§ **Stated goal**:
Pick out every line that holds the string "index" and copy it.

§ **Given records**:
--

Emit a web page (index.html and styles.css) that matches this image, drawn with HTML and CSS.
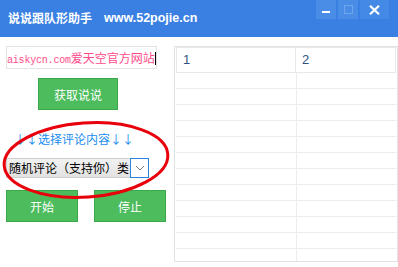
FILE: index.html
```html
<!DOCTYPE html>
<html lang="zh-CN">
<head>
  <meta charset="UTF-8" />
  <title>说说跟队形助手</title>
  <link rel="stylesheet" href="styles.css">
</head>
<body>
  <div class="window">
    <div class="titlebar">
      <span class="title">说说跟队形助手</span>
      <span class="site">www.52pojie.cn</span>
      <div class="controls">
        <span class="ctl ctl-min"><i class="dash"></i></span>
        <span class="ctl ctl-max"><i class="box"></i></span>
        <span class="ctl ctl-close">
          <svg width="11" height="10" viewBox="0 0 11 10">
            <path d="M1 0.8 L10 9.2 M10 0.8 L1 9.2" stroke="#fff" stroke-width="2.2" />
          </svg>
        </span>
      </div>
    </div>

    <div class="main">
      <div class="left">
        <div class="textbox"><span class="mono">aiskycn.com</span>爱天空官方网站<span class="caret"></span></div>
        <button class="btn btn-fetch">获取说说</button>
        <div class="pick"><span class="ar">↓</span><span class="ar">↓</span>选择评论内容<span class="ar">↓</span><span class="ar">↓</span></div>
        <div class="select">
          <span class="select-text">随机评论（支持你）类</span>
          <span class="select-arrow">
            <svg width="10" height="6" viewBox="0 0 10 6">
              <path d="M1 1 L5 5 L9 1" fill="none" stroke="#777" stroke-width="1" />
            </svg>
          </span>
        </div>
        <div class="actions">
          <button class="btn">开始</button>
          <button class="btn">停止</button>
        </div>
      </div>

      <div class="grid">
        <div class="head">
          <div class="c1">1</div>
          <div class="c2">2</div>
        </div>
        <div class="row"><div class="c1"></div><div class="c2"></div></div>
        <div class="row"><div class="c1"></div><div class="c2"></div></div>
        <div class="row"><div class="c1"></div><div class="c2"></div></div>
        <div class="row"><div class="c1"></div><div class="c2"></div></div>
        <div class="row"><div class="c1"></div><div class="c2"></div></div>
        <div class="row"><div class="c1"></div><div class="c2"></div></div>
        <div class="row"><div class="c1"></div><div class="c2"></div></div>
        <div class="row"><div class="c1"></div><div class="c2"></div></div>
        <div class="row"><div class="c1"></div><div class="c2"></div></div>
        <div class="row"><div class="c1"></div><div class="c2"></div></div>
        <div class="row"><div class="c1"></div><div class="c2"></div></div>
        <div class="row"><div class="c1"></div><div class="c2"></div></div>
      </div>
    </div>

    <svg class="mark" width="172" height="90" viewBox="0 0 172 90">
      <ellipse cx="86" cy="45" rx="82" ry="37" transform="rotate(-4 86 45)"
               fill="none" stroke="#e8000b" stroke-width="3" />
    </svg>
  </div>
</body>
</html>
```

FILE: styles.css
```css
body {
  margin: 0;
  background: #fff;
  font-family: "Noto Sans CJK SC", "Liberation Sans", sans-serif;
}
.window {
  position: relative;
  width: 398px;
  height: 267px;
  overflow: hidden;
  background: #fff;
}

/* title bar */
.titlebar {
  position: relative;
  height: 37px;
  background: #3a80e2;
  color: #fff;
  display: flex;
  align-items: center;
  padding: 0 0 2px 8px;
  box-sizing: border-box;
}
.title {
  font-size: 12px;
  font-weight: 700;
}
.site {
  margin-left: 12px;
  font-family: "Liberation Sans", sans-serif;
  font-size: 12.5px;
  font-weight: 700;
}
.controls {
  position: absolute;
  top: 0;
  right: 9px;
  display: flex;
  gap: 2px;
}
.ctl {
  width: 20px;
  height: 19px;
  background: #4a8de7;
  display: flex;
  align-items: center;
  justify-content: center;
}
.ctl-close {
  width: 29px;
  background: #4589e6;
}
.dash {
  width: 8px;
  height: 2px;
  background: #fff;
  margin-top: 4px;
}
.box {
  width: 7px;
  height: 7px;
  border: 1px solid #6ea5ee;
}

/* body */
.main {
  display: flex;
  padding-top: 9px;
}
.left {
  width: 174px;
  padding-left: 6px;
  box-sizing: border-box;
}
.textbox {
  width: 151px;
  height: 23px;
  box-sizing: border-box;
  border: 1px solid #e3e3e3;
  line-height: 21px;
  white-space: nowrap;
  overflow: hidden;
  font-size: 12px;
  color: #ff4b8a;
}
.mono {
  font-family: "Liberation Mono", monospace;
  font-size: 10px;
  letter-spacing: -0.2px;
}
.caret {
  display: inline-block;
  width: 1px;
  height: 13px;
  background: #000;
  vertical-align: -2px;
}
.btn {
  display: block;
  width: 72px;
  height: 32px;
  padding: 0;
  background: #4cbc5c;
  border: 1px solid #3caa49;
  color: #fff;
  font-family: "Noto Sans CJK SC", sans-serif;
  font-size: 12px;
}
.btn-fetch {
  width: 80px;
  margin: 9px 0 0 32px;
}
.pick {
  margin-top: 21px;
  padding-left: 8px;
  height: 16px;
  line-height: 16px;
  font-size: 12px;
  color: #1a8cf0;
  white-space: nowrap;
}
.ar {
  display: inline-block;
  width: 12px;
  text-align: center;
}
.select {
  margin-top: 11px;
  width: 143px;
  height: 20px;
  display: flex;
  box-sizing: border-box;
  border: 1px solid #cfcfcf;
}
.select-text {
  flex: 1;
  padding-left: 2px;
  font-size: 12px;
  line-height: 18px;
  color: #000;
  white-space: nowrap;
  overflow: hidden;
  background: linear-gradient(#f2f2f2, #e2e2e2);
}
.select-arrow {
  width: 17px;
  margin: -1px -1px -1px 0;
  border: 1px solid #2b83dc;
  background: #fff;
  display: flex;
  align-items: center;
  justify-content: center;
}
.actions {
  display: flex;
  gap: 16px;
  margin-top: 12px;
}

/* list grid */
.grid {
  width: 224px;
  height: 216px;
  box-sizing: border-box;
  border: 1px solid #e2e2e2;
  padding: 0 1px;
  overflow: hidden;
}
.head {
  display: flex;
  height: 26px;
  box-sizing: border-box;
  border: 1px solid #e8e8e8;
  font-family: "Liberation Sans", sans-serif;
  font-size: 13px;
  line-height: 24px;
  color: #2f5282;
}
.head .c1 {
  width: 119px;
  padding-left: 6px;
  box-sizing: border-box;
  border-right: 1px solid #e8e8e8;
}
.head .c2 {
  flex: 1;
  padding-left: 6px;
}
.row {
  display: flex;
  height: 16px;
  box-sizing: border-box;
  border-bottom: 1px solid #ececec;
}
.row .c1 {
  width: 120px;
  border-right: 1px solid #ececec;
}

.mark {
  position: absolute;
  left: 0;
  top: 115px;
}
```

--

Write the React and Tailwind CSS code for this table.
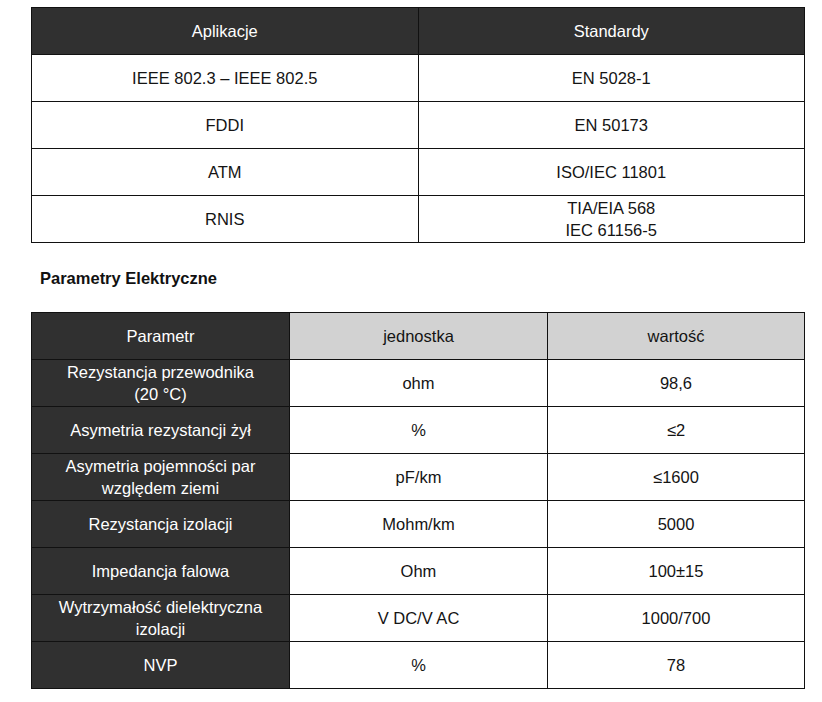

--

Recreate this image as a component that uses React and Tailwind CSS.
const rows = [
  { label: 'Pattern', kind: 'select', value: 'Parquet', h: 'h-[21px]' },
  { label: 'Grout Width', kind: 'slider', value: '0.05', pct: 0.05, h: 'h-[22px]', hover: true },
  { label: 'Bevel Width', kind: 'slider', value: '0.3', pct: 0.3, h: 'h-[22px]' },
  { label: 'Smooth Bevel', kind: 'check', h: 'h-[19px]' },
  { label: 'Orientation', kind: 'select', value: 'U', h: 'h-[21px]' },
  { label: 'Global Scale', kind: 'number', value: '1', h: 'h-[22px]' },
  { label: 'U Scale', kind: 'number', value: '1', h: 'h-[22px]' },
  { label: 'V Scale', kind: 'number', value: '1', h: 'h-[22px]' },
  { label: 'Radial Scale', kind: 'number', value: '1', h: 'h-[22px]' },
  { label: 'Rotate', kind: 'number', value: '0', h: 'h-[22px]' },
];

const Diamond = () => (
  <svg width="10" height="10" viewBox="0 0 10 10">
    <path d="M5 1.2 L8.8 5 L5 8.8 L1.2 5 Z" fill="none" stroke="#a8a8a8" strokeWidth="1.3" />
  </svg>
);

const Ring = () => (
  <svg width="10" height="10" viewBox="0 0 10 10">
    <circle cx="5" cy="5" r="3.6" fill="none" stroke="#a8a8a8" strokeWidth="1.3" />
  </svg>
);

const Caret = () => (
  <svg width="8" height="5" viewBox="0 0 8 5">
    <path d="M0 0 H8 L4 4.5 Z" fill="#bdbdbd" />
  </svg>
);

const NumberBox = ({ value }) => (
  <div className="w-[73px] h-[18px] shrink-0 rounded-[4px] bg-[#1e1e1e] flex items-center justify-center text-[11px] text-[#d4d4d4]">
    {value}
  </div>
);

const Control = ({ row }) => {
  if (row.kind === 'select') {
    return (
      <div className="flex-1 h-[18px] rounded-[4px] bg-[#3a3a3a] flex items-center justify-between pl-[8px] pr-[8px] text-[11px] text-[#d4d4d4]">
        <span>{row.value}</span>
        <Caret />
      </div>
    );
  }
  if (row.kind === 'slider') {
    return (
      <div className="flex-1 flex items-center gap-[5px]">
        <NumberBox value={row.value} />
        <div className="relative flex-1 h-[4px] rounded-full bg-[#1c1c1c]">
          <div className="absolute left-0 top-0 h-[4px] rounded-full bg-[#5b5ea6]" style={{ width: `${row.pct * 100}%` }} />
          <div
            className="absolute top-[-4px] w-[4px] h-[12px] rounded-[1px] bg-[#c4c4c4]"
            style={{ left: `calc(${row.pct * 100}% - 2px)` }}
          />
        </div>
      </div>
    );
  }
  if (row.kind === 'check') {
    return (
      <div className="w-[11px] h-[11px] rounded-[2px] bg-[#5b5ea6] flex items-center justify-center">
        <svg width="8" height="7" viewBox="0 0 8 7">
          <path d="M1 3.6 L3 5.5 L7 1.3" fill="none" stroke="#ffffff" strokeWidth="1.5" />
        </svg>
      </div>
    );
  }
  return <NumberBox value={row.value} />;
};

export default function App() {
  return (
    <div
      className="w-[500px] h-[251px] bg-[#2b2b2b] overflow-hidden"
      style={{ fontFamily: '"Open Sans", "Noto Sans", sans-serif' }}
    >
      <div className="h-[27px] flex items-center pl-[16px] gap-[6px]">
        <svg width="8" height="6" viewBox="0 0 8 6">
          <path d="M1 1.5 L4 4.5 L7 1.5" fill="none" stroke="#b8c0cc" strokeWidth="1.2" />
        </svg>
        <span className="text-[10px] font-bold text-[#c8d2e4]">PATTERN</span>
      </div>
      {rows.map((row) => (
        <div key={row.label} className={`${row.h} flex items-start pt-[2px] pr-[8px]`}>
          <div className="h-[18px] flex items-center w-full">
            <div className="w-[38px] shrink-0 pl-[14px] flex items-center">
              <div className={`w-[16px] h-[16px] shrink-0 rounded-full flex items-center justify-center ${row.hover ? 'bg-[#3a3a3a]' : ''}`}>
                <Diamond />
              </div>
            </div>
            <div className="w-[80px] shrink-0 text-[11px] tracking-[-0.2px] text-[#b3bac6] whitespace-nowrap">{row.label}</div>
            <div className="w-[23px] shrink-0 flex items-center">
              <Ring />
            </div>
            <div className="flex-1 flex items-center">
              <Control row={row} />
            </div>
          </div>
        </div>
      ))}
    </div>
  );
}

--

§ **Solution below**:
Emit a web page (index.html and styles.css) that matches this image, drawn with HTML and CSS.
FILE: index.html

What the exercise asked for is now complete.